RI Advice to disclose commissions from 1 July



RI Advice will voluntarily include commissions in its fee disclosure statements, according to the licensee's head of practice development Peter Ornsby.
From 1 July this year, whenever a planner conducts a client review they will be required to disclose the fees charged in the last 12 months along with the services delivered.
But the Future of Financial Advice legislation excludes commission arrangements from fee disclosure statements. Commissions will instead be addressed by the 'opt-in' letter - the first of which will be sent out in 2015.
"The legislation around [fee disclosure statements] excludes commission, but it just makes sense if you're going to deliver a service to a client that you disclose everything," said Ornsby.
RI Advice is taking the position that if a commission is earned, it should be disclosed, said Ornsby.

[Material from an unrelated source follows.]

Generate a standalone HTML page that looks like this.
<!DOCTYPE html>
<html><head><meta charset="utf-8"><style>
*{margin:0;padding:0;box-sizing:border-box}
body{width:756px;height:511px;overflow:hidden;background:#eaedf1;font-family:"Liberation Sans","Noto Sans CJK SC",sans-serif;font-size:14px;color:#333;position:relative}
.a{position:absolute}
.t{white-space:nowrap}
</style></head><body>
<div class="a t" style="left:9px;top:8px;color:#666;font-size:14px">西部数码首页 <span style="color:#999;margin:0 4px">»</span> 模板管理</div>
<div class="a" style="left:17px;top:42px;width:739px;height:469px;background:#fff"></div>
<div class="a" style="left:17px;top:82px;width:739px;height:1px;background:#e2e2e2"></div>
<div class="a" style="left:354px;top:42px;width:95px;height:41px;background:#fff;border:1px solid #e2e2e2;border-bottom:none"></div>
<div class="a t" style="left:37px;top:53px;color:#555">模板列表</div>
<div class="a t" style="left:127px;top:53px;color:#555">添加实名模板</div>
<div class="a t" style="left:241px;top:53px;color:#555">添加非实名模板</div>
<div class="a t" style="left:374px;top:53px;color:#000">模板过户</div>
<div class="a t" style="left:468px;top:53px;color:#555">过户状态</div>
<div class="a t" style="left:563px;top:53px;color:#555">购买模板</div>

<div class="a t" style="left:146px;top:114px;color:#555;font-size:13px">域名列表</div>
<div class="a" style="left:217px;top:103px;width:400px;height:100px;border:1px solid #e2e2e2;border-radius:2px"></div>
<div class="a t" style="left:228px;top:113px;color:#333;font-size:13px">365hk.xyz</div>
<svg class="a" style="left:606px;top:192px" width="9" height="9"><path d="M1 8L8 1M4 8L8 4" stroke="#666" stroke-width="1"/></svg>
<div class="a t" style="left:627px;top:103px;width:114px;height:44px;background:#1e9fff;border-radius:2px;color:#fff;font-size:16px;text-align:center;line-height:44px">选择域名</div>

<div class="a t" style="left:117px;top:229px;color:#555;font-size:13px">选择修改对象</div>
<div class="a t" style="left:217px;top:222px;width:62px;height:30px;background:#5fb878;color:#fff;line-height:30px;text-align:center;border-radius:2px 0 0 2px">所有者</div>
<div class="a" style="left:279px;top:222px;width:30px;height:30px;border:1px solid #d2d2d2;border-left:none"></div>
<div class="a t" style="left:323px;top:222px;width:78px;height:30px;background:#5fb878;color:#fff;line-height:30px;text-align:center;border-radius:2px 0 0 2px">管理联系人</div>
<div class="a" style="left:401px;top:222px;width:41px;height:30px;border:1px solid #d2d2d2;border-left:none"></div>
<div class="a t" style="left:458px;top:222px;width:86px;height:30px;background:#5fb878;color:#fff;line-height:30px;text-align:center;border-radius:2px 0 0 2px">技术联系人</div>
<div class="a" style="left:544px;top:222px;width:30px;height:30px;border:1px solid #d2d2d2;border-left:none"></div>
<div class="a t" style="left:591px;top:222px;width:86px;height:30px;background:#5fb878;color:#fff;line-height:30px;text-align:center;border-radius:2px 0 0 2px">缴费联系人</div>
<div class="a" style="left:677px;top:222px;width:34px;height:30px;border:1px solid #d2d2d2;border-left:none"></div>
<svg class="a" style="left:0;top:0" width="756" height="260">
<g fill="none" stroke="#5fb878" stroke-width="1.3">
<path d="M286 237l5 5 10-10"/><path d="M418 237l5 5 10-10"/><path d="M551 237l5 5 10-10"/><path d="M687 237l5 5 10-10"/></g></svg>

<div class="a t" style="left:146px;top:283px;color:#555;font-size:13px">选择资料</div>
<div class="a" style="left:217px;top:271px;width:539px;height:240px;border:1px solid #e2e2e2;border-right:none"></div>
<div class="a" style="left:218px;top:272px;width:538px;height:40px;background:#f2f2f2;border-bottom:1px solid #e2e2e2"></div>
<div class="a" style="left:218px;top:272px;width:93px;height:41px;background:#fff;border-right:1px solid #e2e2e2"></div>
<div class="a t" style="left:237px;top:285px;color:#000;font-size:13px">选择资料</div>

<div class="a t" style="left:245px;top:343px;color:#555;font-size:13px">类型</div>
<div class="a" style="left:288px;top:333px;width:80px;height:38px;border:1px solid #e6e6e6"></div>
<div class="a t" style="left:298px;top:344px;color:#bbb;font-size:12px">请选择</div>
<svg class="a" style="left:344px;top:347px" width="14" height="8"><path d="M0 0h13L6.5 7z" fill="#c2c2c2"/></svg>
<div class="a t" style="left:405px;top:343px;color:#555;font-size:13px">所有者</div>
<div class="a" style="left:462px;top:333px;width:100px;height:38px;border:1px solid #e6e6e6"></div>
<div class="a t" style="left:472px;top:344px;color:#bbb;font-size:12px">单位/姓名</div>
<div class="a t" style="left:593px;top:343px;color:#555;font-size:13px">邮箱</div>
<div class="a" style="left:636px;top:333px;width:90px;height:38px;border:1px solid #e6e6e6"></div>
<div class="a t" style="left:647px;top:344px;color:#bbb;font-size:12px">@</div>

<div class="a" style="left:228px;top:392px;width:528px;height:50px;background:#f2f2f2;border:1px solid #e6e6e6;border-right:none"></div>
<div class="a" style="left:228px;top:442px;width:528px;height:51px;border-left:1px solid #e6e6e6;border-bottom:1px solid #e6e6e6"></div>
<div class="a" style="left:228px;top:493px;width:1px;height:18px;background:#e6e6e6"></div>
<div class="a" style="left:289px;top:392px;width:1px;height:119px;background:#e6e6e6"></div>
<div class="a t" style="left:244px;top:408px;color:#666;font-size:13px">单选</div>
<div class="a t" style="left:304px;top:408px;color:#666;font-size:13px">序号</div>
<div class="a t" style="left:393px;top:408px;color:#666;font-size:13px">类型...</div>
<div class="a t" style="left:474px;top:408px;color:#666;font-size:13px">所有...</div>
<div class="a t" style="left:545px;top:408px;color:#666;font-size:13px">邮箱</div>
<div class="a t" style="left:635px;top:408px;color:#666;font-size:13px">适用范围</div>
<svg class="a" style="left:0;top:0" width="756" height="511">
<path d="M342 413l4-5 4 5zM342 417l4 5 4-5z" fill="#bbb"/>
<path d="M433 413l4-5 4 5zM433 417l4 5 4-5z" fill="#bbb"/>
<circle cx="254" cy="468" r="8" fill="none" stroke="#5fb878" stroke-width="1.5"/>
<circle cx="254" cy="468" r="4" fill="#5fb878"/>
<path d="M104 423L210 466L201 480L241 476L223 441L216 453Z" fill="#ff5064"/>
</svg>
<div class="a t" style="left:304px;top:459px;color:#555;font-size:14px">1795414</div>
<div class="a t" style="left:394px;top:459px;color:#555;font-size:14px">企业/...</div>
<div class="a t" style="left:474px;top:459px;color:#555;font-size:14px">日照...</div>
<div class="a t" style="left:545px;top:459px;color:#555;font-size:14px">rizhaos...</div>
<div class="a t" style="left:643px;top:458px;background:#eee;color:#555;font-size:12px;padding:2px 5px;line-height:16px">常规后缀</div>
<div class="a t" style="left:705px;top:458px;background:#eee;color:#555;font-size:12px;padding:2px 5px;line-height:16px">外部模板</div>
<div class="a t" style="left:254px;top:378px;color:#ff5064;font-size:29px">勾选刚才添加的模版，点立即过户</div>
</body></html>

Rather than worrying about losing low-value clients, RI Advice is seizing the opportunity to make inactive clients active, said Ornsby.
If the client isn't receiving a service then they shouldn't have to pay for it - but in many cases the conversation between the adviser and the client could lead to more business for RI Advice, Ornsby said.
"If we can prompt that conversation, I don't see that as a bad thing," he said.
"It's about really driving a behaviour where the relationship between adviser and client should actually move to a deeper relationship," he added.